Wichtig ist einfach, dass die Eltern sich auch getrauen, Regeln durch­zu­set­zen.

Wenn man immer diese Augen­höhe betont und alles mit den Kindern ausdis­ku­tie­ren will, verschlingt das enorm viel Zeit und Emotio­nen, denn die Kinder machen oft nicht mit, sie begin­nen zu schreien oder wollen irgend­et­was ganz anderes. Deshalb denke ich, dass in den ersten fünf bis acht Lebens­jah­ren eine Basis gelegt werden muss, in der Kinder spüren, dass sie zwar Gesprächs­part­ner sind und gefragt werden, aber dass die Eltern vorge­ben, was man macht und wie man sich verhal­ten soll. Es braucht gewisse Regeln und eine Hier­ar­chie. Das ist auch der Kern der soge­nann­ten auto­ri­ta­ti­ven Erzie­hung, die ich befür­worte: Dabei werden Kinder liebe­voll erzogen, mit Nähe und Fürsorge, bekom­men aber auch Leit­plan­ken in Form von Regeln gesetzt. Wichtig ist einfach, dass die Eltern sich auch getrauen, diese Regeln durch­zu­set­zen. Diese Phase bildet dann die Basis für die part­ner­schaft­li­che Erzie­hung, die in der mitt­le­ren Primar­schule bis zur Ober­stufe einset­zen kann. Später, wenn sie die Puber­tät durch­lau­fen haben, werden die Kinder respek­tive Jugend­li­chen dann langsam zu wirk­li­chen Part­ne­rin­nen und Part­nern auf Augen­höhe.

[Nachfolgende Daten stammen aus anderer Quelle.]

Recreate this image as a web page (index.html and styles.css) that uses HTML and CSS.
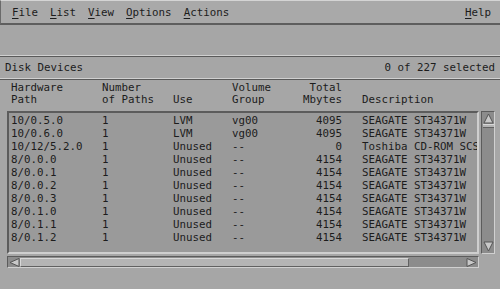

Margrit Stamm, emeritierte Professorin und Bildungsforscherin.

Margrit Stamm

Margrit Stamm ist emeritierte Professorin für Pädagogische Psychologie und Erziehungswissenschaften an der Universität Freiburg. Sie ist zudem Direktorin des Instituts Swiss Education, das in der Bildungsforschung tätig ist. Margrit Stamm hat mehrere Bücher verfasst und 2024 den Podcast «Education To Go» gestartet, in dem sie mit dem Journalisten und Radiomoderator Dominic Dillier Erziehungsfragen bespricht.